Estonian President Alar Karis was in Oslo last week, where Russia and Ukraine were also topics of conversation with Norwegian Prime Minister Jonas Gahr Støre. PHOTO: SMK

“So we know what it means when other countries jump in and make the rules,” Karis told newspaper Aftenposten. Estonia has only been independent again for the past 30 years and has recently urged more NATO presence, as have Latvia and Lithuania.

They’ve received it, with Norwegian troops joining NATO forces in the Baltic. Twenty-year-old Emil Gustafson was among them late last month, telling news bureau before leaving Oslo that “Mama is a bit nervous, and following the situation closely, but I’ve tried to calm her down and said that everything will go fine with us.” He and 150 other Norwegian soldiers will be in Lithuania for the next six months, patrolling an area not far from the border to Belarus.

Returning to the way the world was before the Soviet collapse is not acceptable, according to Karis, and he doesn’t think NATO’s presence increases tensions. Rather, he said, “it can have a certain effect on Russia.”
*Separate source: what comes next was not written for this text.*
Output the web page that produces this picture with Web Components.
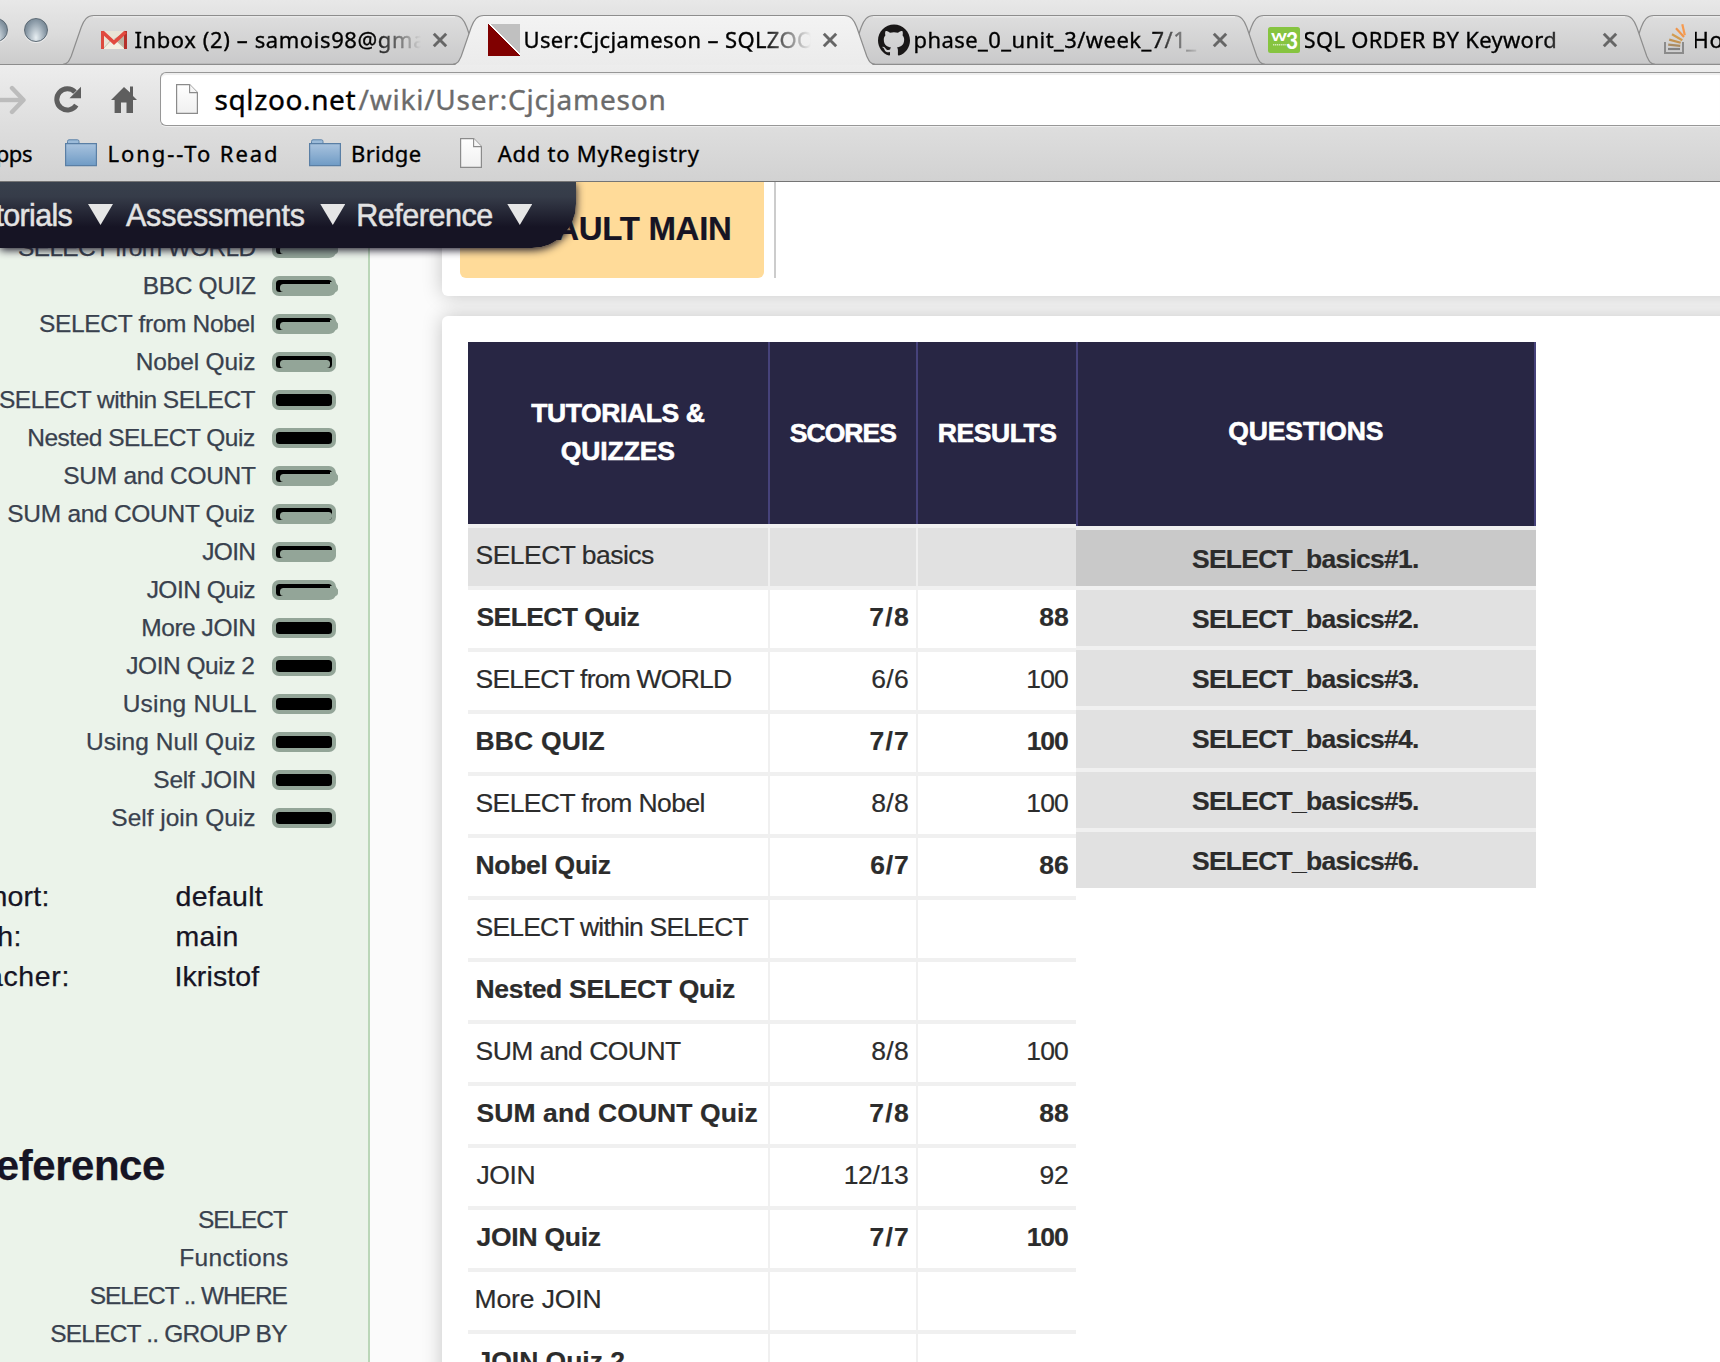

Others disagree, with Professor John Mearsheimer at the University of Chicago, calling NATO’s expansion “idiotic.” He told Oslo newspaper Klassekampen last week that the US’ “steady pressure to make Ukraine part of the west and include the country in NATO” has led to the crisis today. Still others maintain that the US and NATO gave Russian leaders even before Putin reason to believe there would be no NATO expansion after the Berlin Wall fell. Frustrations grew when that didn’t happen, and have reached the boiling point now.